Está claro que vemos películas por lo que nos enseñan sobre el mundo. Por lo que de manera indirecta y sutil, nos dicen de nosotros. En la cinta de Allen, esa realidad se eleva a otra dimensión. Es casi una especia de manual de vida, construido sobre un puñado de frases brillantes, que merecen ser enmarcadas en la mejor pared.
El tiempo, una de las constantes en la historia, se expone de una manera impecable. Sin representaciones típicas ni tópicos selaccionados con la tan repetitiva fugacidad, con ese latino tempus fugit que todos conocemos. Allen, lo conjuga con sensibilidad y nos invita a situarnos en los ojos del protagonista y reflexionar conjugando la primera persona. ¿Qué es el tiempo? ¿Qué es el presente? ¿Cambiaría (como el protagonista de la historia) mi presente por un pasado glorioso? Disfrutar de la cinta es (inevitablemente) aceptar un baile con las dudas.
En el plano del tiempo, Midnight in Paris es también una reflexión sobre la humana costumbre de no conformarse. Algo que, al final, Gil aprende bien. «Adriana, si te quedas aquí y esto se convierte en tu presente, ya verás como pronto empezarás a imaginar que otra época es tu época dorada. Eso es lo que llamamos presente, algo insatisfactorio, porque la vida es algo insatisfactorio». Ese no conformarse con el presente tan nuestro es también, de alguna manera, sentir nostalgia por el pasado que fue. Algo que para nuestro pedante personaje secundario «es la negación de un presente doloroso». La pedantería nunca ha sido un criterio para quitar la razón a quien la tiene. Paul, claro, no iba a ser menos.

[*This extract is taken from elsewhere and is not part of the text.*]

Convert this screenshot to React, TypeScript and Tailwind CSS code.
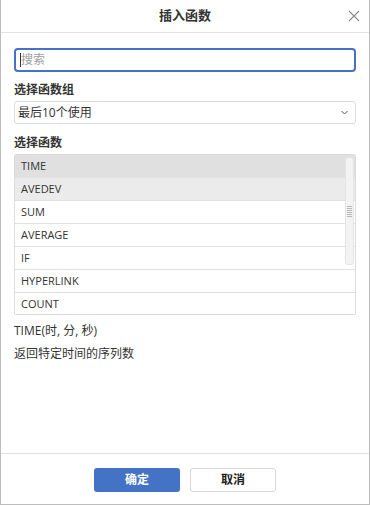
import React from "react";

const items = ["TIME", "AVEDEV", "SUM", "AVERAGE", "IF", "HYPERLINK", "COUNT"];

export default function App() {
  return (
    <div
      className="w-[370px] h-[505px] bg-white border-x border-b border-[#bdbdbd] flex flex-col text-[#333]"
      style={{ fontFamily: '"Open Sans", "Noto Sans", "Noto Sans CJK SC", sans-serif' }}
    >
      <div className="h-[33px] shrink-0 border-b border-[#e3e3e3] flex items-center justify-center relative">
        <span className="text-[13px] font-bold text-[#333]">插入函数</span>
        <svg className="absolute left-[347px] top-[10px]" width="12" height="12" viewBox="0 0 12 12">
          <path d="M1 1L11 11M11 1L1 11" stroke="#8a8a8a" strokeWidth="1.1" />
        </svg>
      </div>
      <div className="flex-1 px-[13px] pt-[15px] flex flex-col">
        <div className="h-[24px] border-2 border-[#4472c4] rounded-[4px] flex items-center pl-[4px]">
          <span className="w-px h-[14px] bg-[#333]" />
          <span className="text-[12px] text-[#a0a0a0]">搜索</span>
        </div>
        <div className="mt-[10px] text-[12px] font-bold leading-[16px]">选择函数组</div>
        <div className="mt-[3px] h-[23px] border border-[#dcdcdc] rounded-[3px] flex items-center justify-between pl-[3px] pr-[7px]">
          <span className="text-[12px]">最后10个使用</span>
          <svg width="7" height="5" viewBox="0 0 7 5">
            <path d="M0.5 1L3.5 4L6.5 1" stroke="#555" strokeWidth="1" fill="none" />
          </svg>
        </div>
        <div className="mt-[11px] text-[12px] font-bold leading-[16px]">选择函数</div>
        <div className="mt-[3px] h-[161px] border border-[#dcdcdc] rounded-[2px] relative overflow-hidden">
          {items.map((it, i) => (
            <div
              key={it}
              className={
                "h-[23px] flex items-center pl-[6px] text-[11px] border-b border-[#e2e2e2] " +
                (i === 0 ? "bg-[#e0e0e0]" : i === 1 ? "bg-[#ebebeb]" : "bg-white")
              }
            >
              {it}
            </div>
          ))}
          <div className="absolute left-[330px] top-[2px] w-[9px] h-[108px] bg-[#f3f3f3] border border-[#e4e4e4] rounded-[3px] flex flex-col items-center justify-center gap-[1px]">
            {[0, 1, 2, 3, 4, 5].map((k) => (
              <span key={k} className="w-[5px] h-px bg-[#b8b8b8]" />
            ))}
          </div>
        </div>
        <div className="mt-[8px] text-[12px] leading-[16px]">TIME(时, 分, 秒)</div>
        <div className="mt-[7px] text-[12px] leading-[16px]">返回特定时间的序列数</div>
      </div>
      <div className="h-[51px] shrink-0 border-t border-[#e3e3e3] flex justify-center items-start pt-[14px] gap-[10px]">
        <div className="w-[86px] h-[24px] bg-[#4472c4] rounded-[3px] flex items-center justify-center text-white text-[12px] font-bold">
          确定
        </div>
        <div className="w-[86px] h-[24px] bg-white border border-[#d8d8d8] rounded-[3px] flex items-center justify-center text-[#222] text-[12px] font-bold">
          取消
        </div>
      </div>
    </div>
  );
}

Otra de las incógnitas que planean sobre el relato es, inevitablemente, la muerte. Una idea, por cierto, tan recurrida en las llamadas siete artes, que hemos terminado por aborrecer. No por la idea en sí, sino por la visión simplista y poco profunda que de ella (y de todas sus amigas) se suele presentar ante nuestros ojos; como si la realidad no fuese del todo con nosotros. Allen, sin embargo, no podía ser como el resto. Tenía que dotar las ideas de profundidad, realidad y sensibilidad. Tenía, claro, que ser él. ¿Qué sino?
Hay dos momentos de la cinta que conjugan la idea de un modo extraordinario. Por la capacidad (única) de traspasar la pantalla y sacudirnos. El primero, el casi monólogo de Hemingway en el coche; en el que reflexiona sobre la relación de amor y miedo. Una marabunta de palabras que, ordenadas, conforman un todo poético sobre el que es interesante recapacitar. ¿Puede el amor matar el miedo? ¿Es menos amor el que no te hace dejar de temer? Midnight in Paris es bailar con las dudas.

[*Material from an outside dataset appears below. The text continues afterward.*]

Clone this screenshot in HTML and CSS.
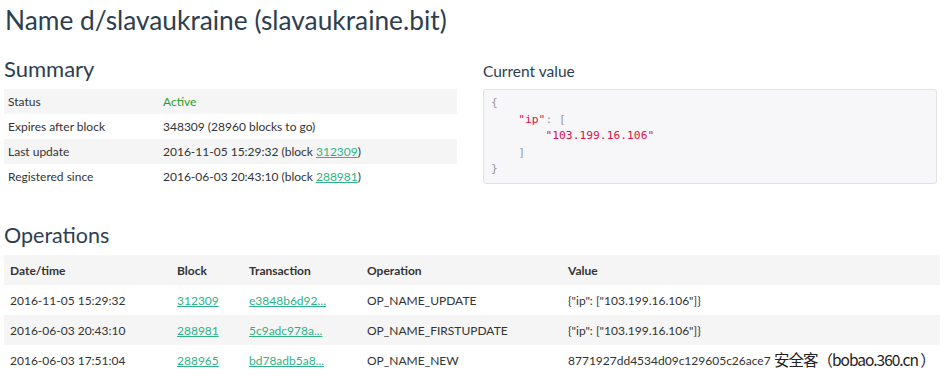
FILE: index.html
```html
<!DOCTYPE html>
<html lang="en">
<head>
    <meta charset="UTF-8">
    <title>Name d/slavaukraine</title>
    <link rel="stylesheet" href="styles.css">
</head>
<body>
    <h1 class="title">Name d/slavaukraine (slavaukraine.bit)</h1>

    <div class="columns">
        <div class="col">
            <h2 class="section">Summary</h2>
            <table class="summary">
                <tr><td class="label">Status</td><td class="active">Active</td></tr>
                <tr><td class="label">Expires after block</td><td>348309 (28960 blocks to go)</td></tr>
                <tr><td class="label">Last update</td><td>2016-11-05 15:29:32 (block <a href="#">312309</a>)</td></tr>
                <tr><td class="label">Registered since</td><td>2016-06-03 20:43:10 (block <a href="#">288981</a>)</td></tr>
            </table>
        </div>
        <div class="col">
            <h3 class="current">Current value</h3>
<pre class="value"><span class="pun">{</span>
    <span class="str">"ip"</span><span class="pun">: [</span>
        <span class="str">"103.199.16.106"</span>
    <span class="pun">]</span>
<span class="pun">}</span></pre>
        </div>
    </div>

    <h2 class="section ops-title">Operations</h2>
    <table class="ops">
        <thead>
            <tr><th class="c-date">Date/time</th><th class="c-block">Block</th><th class="c-tx">Transaction</th><th class="c-op">Operation</th><th>Value</th></tr>
        </thead>
        <tbody>
            <tr><td>2016-11-05 15:29:32</td><td><a href="#">312309</a></td><td><a href="#">e3848b6d92...</a></td><td>OP_NAME_UPDATE</td><td>{"ip": ["103.199.16.106"]}</td></tr>
            <tr><td>2016-06-03 20:43:10</td><td><a href="#">288981</a></td><td><a href="#">5c9adc978a...</a></td><td>OP_NAME_FIRSTUPDATE</td><td>{"ip": ["103.199.16.106"]}</td></tr>
            <tr><td>2016-06-03 17:51:04</td><td><a href="#">288965</a></td><td><a href="#">bd78adb5a8...</a></td><td>OP_NAME_NEW</td><td class="wm-cell">8771927dd4534d09c129605c26ace7<span class="watermark">安全客（bobao.360.cn ）</span></td></tr>
        </tbody>
    </table>
</body>
</html>
```

FILE: styles.css
```css
body {
    margin: 0;
    padding: 0 4px;
    font-family: Lato, "Noto Sans", sans-serif;
    font-size: 12px;
    color: #2c3e50;
    background: #fff;
}
a {
    color: #2fb386;
    text-decoration: underline;
}
.title {
    font-size: 26.3px;
    font-weight: 400;
    margin: 0;
    padding: 3px 0 0 1px;
    line-height: 34px;
}
.columns {
    display: grid;
    grid-template-columns: 453px 454px;
    column-gap: 26px;
    margin-top: 18px;
}
.section {
    font-size: 22px;
    font-weight: 400;
    margin: 0 0 6px;
    line-height: 28px;
}
.current {
    font-size: 15.5px;
    font-weight: 400;
    margin: 7px 0 8px;
    line-height: 19px;
}
.summary {
    width: 100%;
    border-collapse: collapse;
}
.summary td {
    height: 25px;
    padding: 0 4px;
    color: #333;
}
.summary tr:nth-child(odd) td { background: #f5f5f5; }
.summary .label { width: 147px; }
.summary .active { color: #2ca02c; }
.value {
    margin: 0;
    padding: 5px 7px;
    height: 83px;
    background: #f7f7f9;
    border: 1px solid #e1e1e8;
    border-radius: 3px;
    font-family: "DejaVu Sans Mono", monospace;
    font-size: 11.3px;
    line-height: 16.6px;
    color: #999;
}
.value .str { color: #d14; }
.ops-title {
    margin-top: 32px;
    font-size: 21.5px;
}
.ops {
    width: 936px;
    border-collapse: collapse;
    color: #333;
}
.ops th, .ops td {
    height: 30px;
    padding: 0 6px;
    text-align: left;
    white-space: nowrap;
}
.ops th { font-weight: 700; }
.ops thead tr, .ops tbody tr:nth-child(even) { background: #f5f5f5; }
.c-date { width: 155px; }
.c-block { width: 60px; }
.c-tx { width: 106px; }
.c-op { width: 189px; }
.wm-cell { position: relative; }
.watermark {
    position: absolute;
    left: 212px;
    top: 6px;
    color: #222;
    font-family: "Noto Sans CJK SC", sans-serif;
    font-size: 15.5px;
    line-height: 17px;
    letter-spacing: -1px;
    background: rgba(255,255,255,0.4);
}
```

– No escribirá bien si tiene miedo a morir. ¿Lo tiene?
– Sí, lo tengo. Yo diría que es, quizás, mi mayor miedo realmente.
– Es algo que le ha pasado a muchos hombres y a muchos les pasará. ¿Ha hecho el amor con una auténtica gran mujer?
– La verdad es que mi novia es bastante sexy…
– ¿Y cuando hace el amor con ella siente una pasión bonita y veraz y al menos en ese momento pierde el miedo a la muerte?
– No, no suele ocurrirme.
– Creo que el amor que es veraz y real crea una tregua con la muerte. La cobardía viene de no amar o no amar bien que es lo mismo. Y cuando el hombre que es valiente y veraz mira cara a cara a la muerte como cazadores de rinocerontes que conozco o Belmonte que es valiente de verdad, como aman con suficiente pasión apartan a la muerte de su mente. Hasta que vuelve, como lo hace con todos los hombres; entonces es hora de volver a hacer el amor de verdad.
El otro álgido y destacado momento de reflexión, es el que tiene lugar entre Gil y Gertrude Stain (Kathy Bates). Corto, conciso y clavado. «Todos tememos a la muerte y cuestionamos nuestro lugar en el universo. La tarea del artista es no sucumbir al desespero sino buscar un antídoto para el vacío de la existencia».
Con el filme, el director consigue algo meritorio. Juntar de manera lógica a los rostros más destacados de los años veinte y lograr que se entrelacen entre sí y que, lejos de parecerse a la mezcla de agua y aceite, el resultado sea melódico. Que los rinocerontes de Dalí casen con la música de Porter. Que las letras de Hemingway convivan con el arte de Picasso. Y que todo tenga lugar sin categorizaciones ni pisoteos. Una cuestión de geometría perfecta.
Pintado de colores y vestido de comedia, Midnight in Paris es un universo narrativo atípico y brillante, donde el plano reflexivo ocupa casi todo el espacio. Acompañado de una banda sonora, de Motion Pictures, donde destacan temas como You´ve Got That Thing, I Love Penny Sue o Parlez- Moi D´amour; que nos permite acompañar al protagonista en cada uno de sus pasos, sentir la lluvia e- incluso- oler París.
Benedetti decía que cinco minutos bastan para soñar una vida, con Midnight in Paris Woody Allen completa la idea del uruguayo y nos demuestra que en una noche, a veces caben, no solo sueños, sino muchas vidas.